Encontro velha amiga com os olhos fundos.
Passa pelo luto de uma perda amorosa. Não há palavras que consolem.
Chego em casa, vou ao baú e por coincidência encontro velho texto meu, colocado num caderno enviado há anos por anônima leitora. Ele diz: A mulher que perdeu o seu amor é alguém com óculos de ver eclipse na alma.
Fica com olhar de rinoceronte e olho de cambaxirra. Estranho e doloroso esse ar sofrente de que ficam tocadas todas mulheres que perderam o seu amor. É marca que as acompanha como ruga ou expressão, pelo resto da vida.
Marca irreversível, chaga, cicatriz, verruga espiritual. Podem amar de novo, melhor até. Mas jamais deixará de doer a recordação daquele sentimento tornado impossível e daquela esperança fermentada.
A mulher que perdeu o seu amor sofre mais do que a que (ainda) não pode viver o seu amor.

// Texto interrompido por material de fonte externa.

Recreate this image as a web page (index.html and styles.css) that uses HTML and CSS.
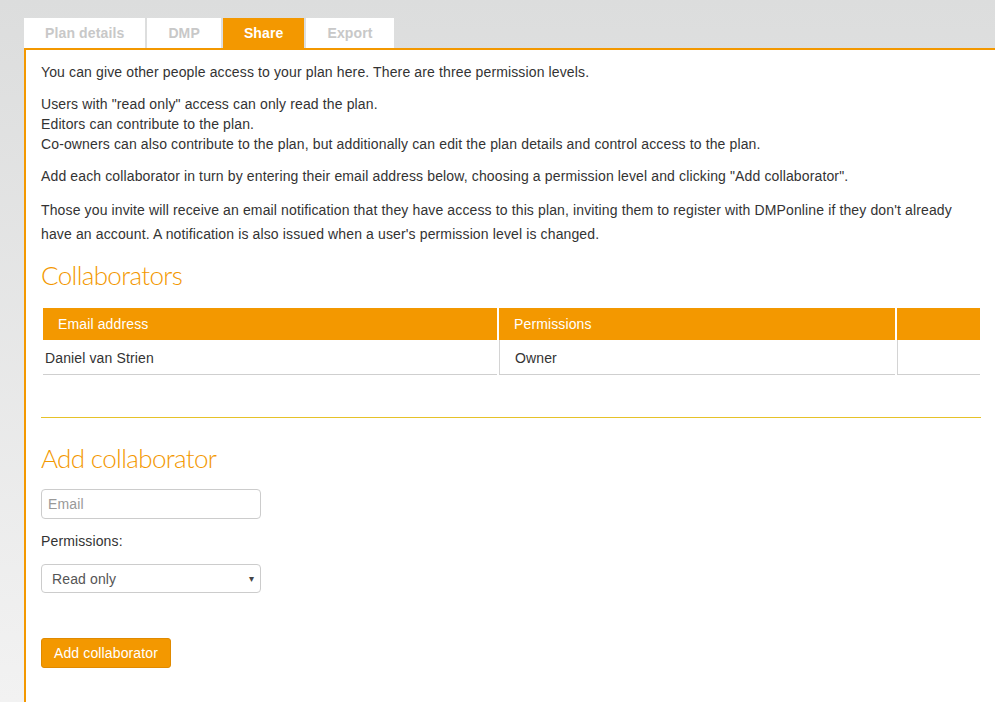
FILE: index.html
```html
<!DOCTYPE html>
<html>
<head>
<meta charset="utf-8">
<link rel="stylesheet" href="styles.css">
</head>
<body>
<div class="page">
  <div class="tabs">
    <div class="tab">Plan details</div>
    <div class="tab">DMP</div>
    <div class="tab active">Share</div>
    <div class="tab">Export</div>
  </div>
  <div class="panel">
    <p>You can give other people access to your plan here. There are three permission levels.</p>
    <p>Users with "read only" access can only read the plan.<br>Editors can contribute to the plan.<br>Co-owners can also contribute to the plan, but additionally can edit the plan details and control access to the plan.</p>
    <p>Add each collaborator in turn by entering their email address below, choosing a permission level and clicking "Add collaborator".</p>
    <p class="tall">Those you invite will receive an email notification that they have access to this plan, inviting them to register with DMPonline if they don't already have an account. A notification is also issued when a user's permission level is changed.</p>
    <h2 class="first">Collaborators</h2>
    <table class="collab">
      <thead>
        <tr><th class="c1">Email address</th><th class="c2">Permissions</th><th class="c3"></th></tr>
      </thead>
      <tbody>
        <tr><td class="c1">Daniel van Strien</td><td class="c2">Owner</td><td class="c3"></td></tr>
      </tbody>
    </table>
    <div class="rule"></div>
    <h2 class="second">Add collaborator</h2>
    <div class="field"><input class="input" type="text" placeholder="Email"></div>
    <div class="label">Permissions:</div>
    <div class="select"><span>Read only</span><span class="arrow">&#9662;</span></div>
    <button class="btn">Add collaborator</button>
  </div>
</div>
</body>
</html>
```
FILE: styles.css
```css
html, body {
  margin: 0;
  padding: 0;
  height: 100%;
  overflow: hidden;
}
body {
  background: linear-gradient(#dcdddd, #f2f2f2);
  font-family: "Liberation Sans", Arial, sans-serif;
  font-size: 14px;
  letter-spacing: 0.13px;
  color: #333;
}
.page {
  padding: 18px 0 0 24px;
}
.tabs {
  display: flex;
  gap: 2px;
}
.tab {
  background: #fff;
  color: #c8c8c8;
  font-weight: bold;
  font-size: 14px;
  height: 30px;
  line-height: 30px;
  padding: 0 21px;
}
.tab.active {
  background: #f39800;
  color: #fff;
}
.panel {
  box-sizing: border-box;
  background: #fff;
  border: 2px solid #f39800;
  border-bottom: none;
  width: 974px;
  height: 654px;
  padding: 12px 15px 0 15px;
}
p {
  margin: 0 0 12px 0;
  line-height: 20px;
}
p.tall {
  line-height: 24px;
}
h2 {
  font-family: "Lato", sans-serif;
  font-weight: 300;
  font-size: 26px;
  letter-spacing: -0.65px;
  line-height: 30px;
  color: #f39800;
  margin: 0;
}
h2.first {
  margin-top: 14px;
  margin-bottom: 18px;
}
h2.second {
  margin-top: 25px;
  margin-bottom: 16px;
}
.collab {
  border-collapse: collapse;
  margin-left: 2px;
  width: 937px;
}
.collab th {
  background: #f39800;
  color: #fff;
  font-weight: normal;
  text-align: left;
  height: 32px;
  padding: 0 0 0 15px;
}
.collab th.c1 { width: 439px; }
.collab th.c2, .collab th.c3,
.collab td.c2, .collab td.c3 {
  border-left: 2px solid #fff;
}
.collab th.c2 { width: 381px; }
.collab td {
  height: 32px;
  border-bottom: 1px solid #cfcfcf;
  padding: 2px 0 0 0;
}
.collab td.c1 { padding-left: 2px; }
.collab td.c2, .collab td.c3 {
  background: linear-gradient(#d4d4d4, #d4d4d4) left top / 1px 100% no-repeat;
  padding-left: 16px;
}
.rule {
  height: 1px;
  background: #e6c229;
  margin-top: 42px;
}
.input {
  display: block;
  box-sizing: border-box;
  width: 220px;
  height: 30px;
  border: 1px solid #ccc;
  border-radius: 4px;
  padding: 0 6px;
  font-family: "Liberation Sans", Arial, sans-serif;
  font-size: 14px;
  letter-spacing: 0.13px;
  color: #555;
  outline: none;
}
.input::placeholder {
  color: #999;
}
.label {
  margin-top: 12px;
  line-height: 20px;
}
.select {
  box-sizing: border-box;
  margin-top: 13px;
  width: 220px;
  height: 29px;
  border: 1px solid #ccc;
  border-radius: 4px;
  display: flex;
  align-items: center;
  justify-content: space-between;
  padding: 0 6px 0 10px;
  color: #555;
}
.select .arrow {
  font-size: 10px;
  color: #444;
}
.btn {
  display: block;
  margin-top: 45px;
  height: 30px;
  width: 130px;
  background: #f39800;
  color: #fff;
  border: 1px solid #e08a00;
  border-radius: 3px;
  font-family: "Liberation Sans", Arial, sans-serif;
  font-size: 14px;
  letter-spacing: 0.13px;
  padding: 0;
}
```
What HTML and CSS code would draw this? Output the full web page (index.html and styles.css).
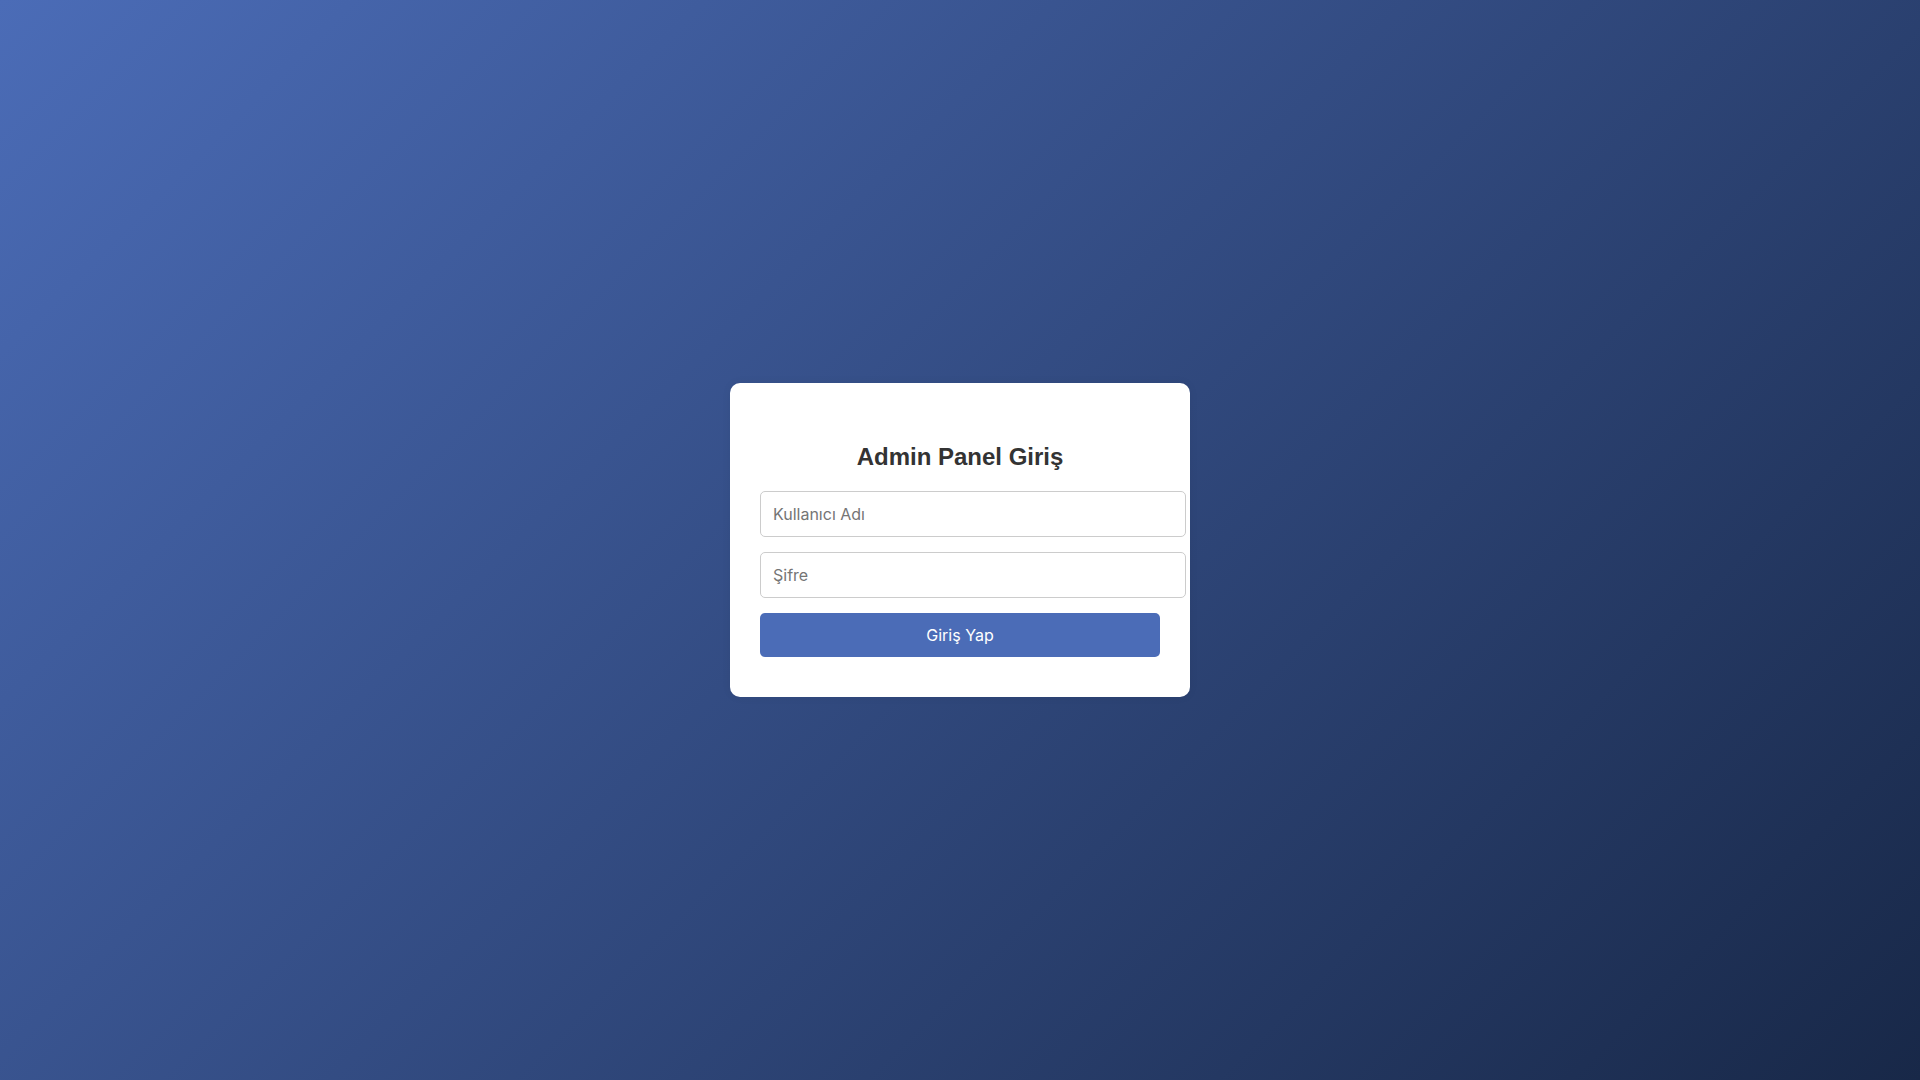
FILE: index.html
```html
<!DOCTYPE html>
<html lang="tr">
<head>
<meta charset="utf-8">
<title>Admin Panel Giriş</title>
<link rel="stylesheet" href="styles.css">
</head>
<body>
<div class="login-box">
  <h2 class="title">Admin Panel Giriş</h2>
  <form class="login-form">
    <input class="field" type="text" placeholder="Kullanıcı Adı">
    <input class="field" type="password" placeholder="Şifre">
    <button class="submit" type="submit">Giriş Yap</button>
  </form>
</div>
</body>
</html>
```
FILE: styles.css
```css
html, body {
  margin: 0;
  height: 100%;
}
body {
  font-family: "Liberation Sans", Arial, sans-serif;
  background: linear-gradient(135deg, #4b6cb7, #182848);
  display: flex;
  align-items: center;
  justify-content: center;
}
.login-box {
  background: #fff;
  width: 400px;
  padding: 40px 30px;
  border-radius: 10px;
  box-shadow: 0 0 10px rgba(0, 0, 0, 0.06);
}
.title {
  font-size: 24px;
  font-weight: bold;
  color: #333;
  text-align: center;
  margin: 20px 0;
}
.login-form {
  margin: 0;
}
.field {
  display: block;
  width: 100%;
  padding: 12px;
  margin: 0 0 15px;
  border: 1px solid #ccc;
  border-radius: 5px;
  font-family: Inter, "Noto Sans", sans-serif;
  font-size: 16px;
  color: #333;
  background: #fff;
}
.field::placeholder {
  color: #757575;
}
.submit {
  display: block;
  width: 100%;
  padding: 12px;
  border: none;
  border-radius: 5px;
  background: #4b6cb7;
  color: #fff;
  font-family: Inter, "Noto Sans", sans-serif;
  font-size: 16px;
  cursor: pointer;
}
```
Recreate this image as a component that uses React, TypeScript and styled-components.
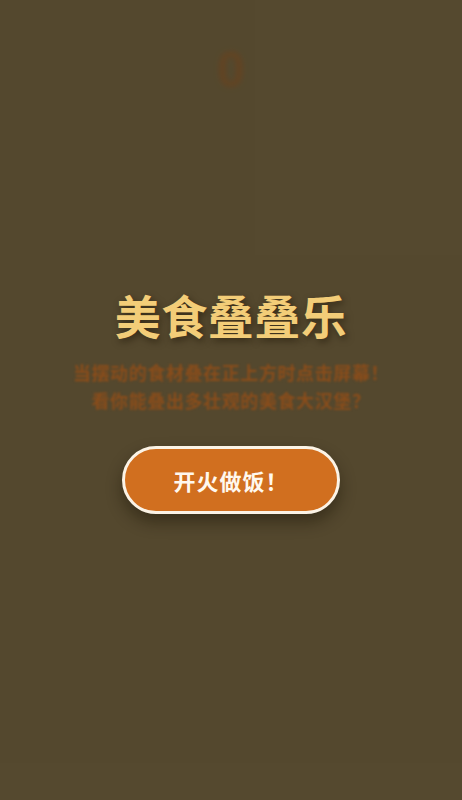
import * as React from 'react'
import styled, { createGlobalStyle } from 'styled-components'

const GlobalStyle = createGlobalStyle`
  html, body {
    margin: 0;
    padding: 0;
    background: #55492e;
  }
  body {
    font-family: "Noto Sans CJK SC", "Noto Sans", sans-serif;
  }
`

export default function App() {
  return (
    <>
      <GlobalStyle />
      <Stage>
        <Game>
          <Score>0</Score>
        </Game>
        <Overlay>
          <Title>美食叠叠乐</Title>
          <Hint>
            当摆动的食材叠在正上方时点击屏幕！
            <br />
            看你能叠出多壮观的美食大汉堡？
          </Hint>
          <StartButton>开火做饭！</StartButton>
        </Overlay>
      </Stage>
    </>
  )
}

const Stage = styled.div`
  position: relative;
  width: 462px;
  height: 800px;
  overflow: hidden;
  background: #574b30;
`

const Game = styled.div`
  display: flex;
  flex-direction: column;
  align-items: center;
  padding-top: 40px;
`

const Score = styled.div`
  font-family: "Liberation Sans", Arial, sans-serif;
  font-size: 50px;
  font-weight: 700;
  line-height: 60px;
  color: #6c431f;
  filter: blur(2.5px);
`

const Overlay = styled.div`
  position: absolute;
  inset: 0;
  display: flex;
  flex-direction: column;
  align-items: center;
  justify-content: center;
  background: rgba(80, 70, 44, 0.35);
`

const Title = styled.h1`
  margin: 0;
  font-size: 46px;
  font-weight: 700;
  line-height: 56px;
  letter-spacing: 0.5px;
  color: #f3cd78;
  text-shadow: 2px 3px 7px rgba(30, 20, 5, 0.55);
`

const Hint = styled.p`
  margin: 16px 0 0;
  font-size: 18px;
  line-height: 28px;
  letter-spacing: 0.6px;
  text-align: center;
  color: #8a4d1b;
  font-weight: 700;
  filter: blur(0.8px);
`

const StartButton = styled.button`
  margin-top: 32px;
  width: 218px;
  height: 68px;
  border: 3px solid #fbf3e6;
  border-radius: 34px;
  background: #d16f1f;
  color: #fff8ee;
  font-family: inherit;
  font-size: 22px;
  font-weight: 700;
  letter-spacing: 1px;
  cursor: pointer;
  box-shadow: 0 8px 16px rgba(25, 18, 5, 0.45);
`
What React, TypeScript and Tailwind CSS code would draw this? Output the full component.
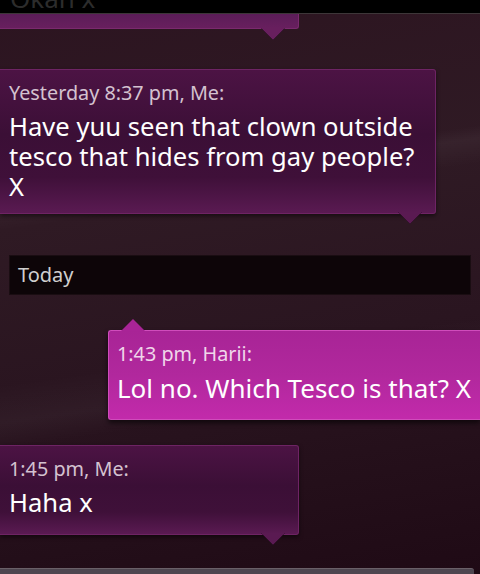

Esta, vive a dor do que não tem. Aquela, a dor de já não ter. Quem não tem e quem ainda não tem sofrem menos do que quem já não tem. O terrível é que a perda do amor, embora fermente, redunda em abertura de caminho para a aventura do conhecer-se. Embora morta-viva, a mulher que perdeu o seu amor é alguém que vai melhorar depois.
Na dor, ela se descobre, abre a cabeça, os músculos, a concepção de vida. Começa a entender as contradições do sentimento, a ficar mais livre, a punir-se menos, a saber que vale algo.
Passado o luto moral, a fase da fossa, a fossa da fase, o fechado pra balanço, o balanço vem. A ferro e fogo, a amargura e desvario, mas vem. E traz uma visão melhor de si mesma e de tudo o que é e representa. Instila-se um saudável egoísmo e muito mais altruísmo, paradoxalmente.
A mulher que perdeu o seu amor é um paralítico que sai para a luta e nela se cura. Se o amor era a deliciosa cegueira, a perda dele ensina a ver no escuro, a ler nos solavancos do ônibus da vida, a aprender a lição das greves interiores, a entender que é preciso melhorar, mesmo sabendo que nunca mais vai ser igual.
Mas nada disso posso dizer à minha amiga. Ela terá que aprender sozinha.